Taking H&M clothing made in Cambodia, he deconstructed the garments and combined them with tunics called yantra, which are popular in Thailand. The reconstructed pieces bear images from newspaper clippings of the incident, while the Khmer script used was taken from Cambodia’s 1997 Labor Law.

“We have so many cultural, social, religious and political elements in common. And I wanted to explore on these commonalities,” Mr. Jakkai said in an email. “For example, the writing on the Yantra tunic is always written in Khmer because we believe Khmer black magic is the most potent kind.

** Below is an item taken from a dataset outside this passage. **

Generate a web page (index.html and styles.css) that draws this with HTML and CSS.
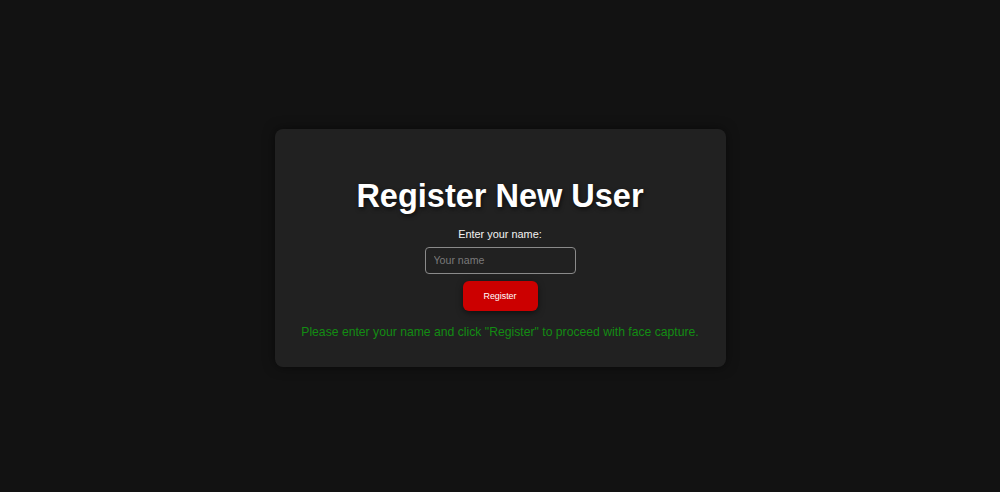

That’s why I’ve used Khmer scripts on my ‘newly constructed’ garments as well.”

Bangkok-based Orawan Arunrak also worked with garments. The 30-year-old multimedia artist embroidered gold filament on a military jacket that belonged to her deceased godfather, who was stationed on the Thai-Cambodian border about 20 years ago, she explains in an email, exposing threads connecting her family and the two countries.

Others took a more participatory approach to their art.

Architect Pen Sereypagna showcases maps of Phnom Penh that he first displayed during the Our City Festival last year. He had invited visitors to write on the maps.

“The idea is to allow people to build the idea of Phnom Penh city, what they want Phnom Penh to look like in the future,” Mr. Sereypagna said. “We try to visualize the ideas because ideas are abstract and invisible.”

The map traveled to the “Rates of Exchange” exhibit in Bangkok and now, back in Phnom Penh, Mr. Sereypagna again solicits contribution: A new map lies on the gallery floor for visitors to inscribe their thoughts on.

Meanwhile, on an opposite wall, a video by Seng Simouy and Sok Chanrado shows Ms. Pinaree’s project “Breast Stupa Cookery,” where the Thai artist creates molds shaped like breasts and asks locals to cook traditional cuisine using that mold. Ms. Pinaree has taken the project as far afield as Japan, France and New Zealand, and now brings it to Phnom Penh.

“Prahok is a food that all Cambodians eat, whatever status or where you are from. It creates a natural link which everybody can relate too,” Ms. Pinaree says of her latest muse, a fermented fish paste, adding that she was interested by its similarity to a Thai concoction, plaa raa.

Mr. Nelson said he appreciates the connections and contrasts born from placing the otherwise disjointed works in one space.

“To compare feels so natural, it can seem like a commonsense way to make sense of the world and especially of places, cultures and artistic practices,” the curator said. “But I am interested also in the idea that comparison is an historical invention, and one that rose to prominence alongside various European academic disciplines—including anthropology and art history—during the modern and thus the colonial eras.

“I would never suggest that this project, or indeed any curatorial project, could ever begin to destabilize that deeply entrenched idea of comparison, or to offer an alternative. But I felt it was important to attempt to play with it, to denaturalize the idea of comparison, at least in this context.”

Without an imposed narrative, the works nevertheless articulate an emerging sense of shared—and conflicting—identities among Southeast Asian artists.

“As a region, we are so diverse but at the same time if you look closely at our neighbors, we also share so many similar things,” Mr. Jakkai said.

“And anyhow, to go back 700-800 years, there were no boundaries that dictated who we were and who we were not. And so it is very important for this kind of exchange as we move forward as a region.”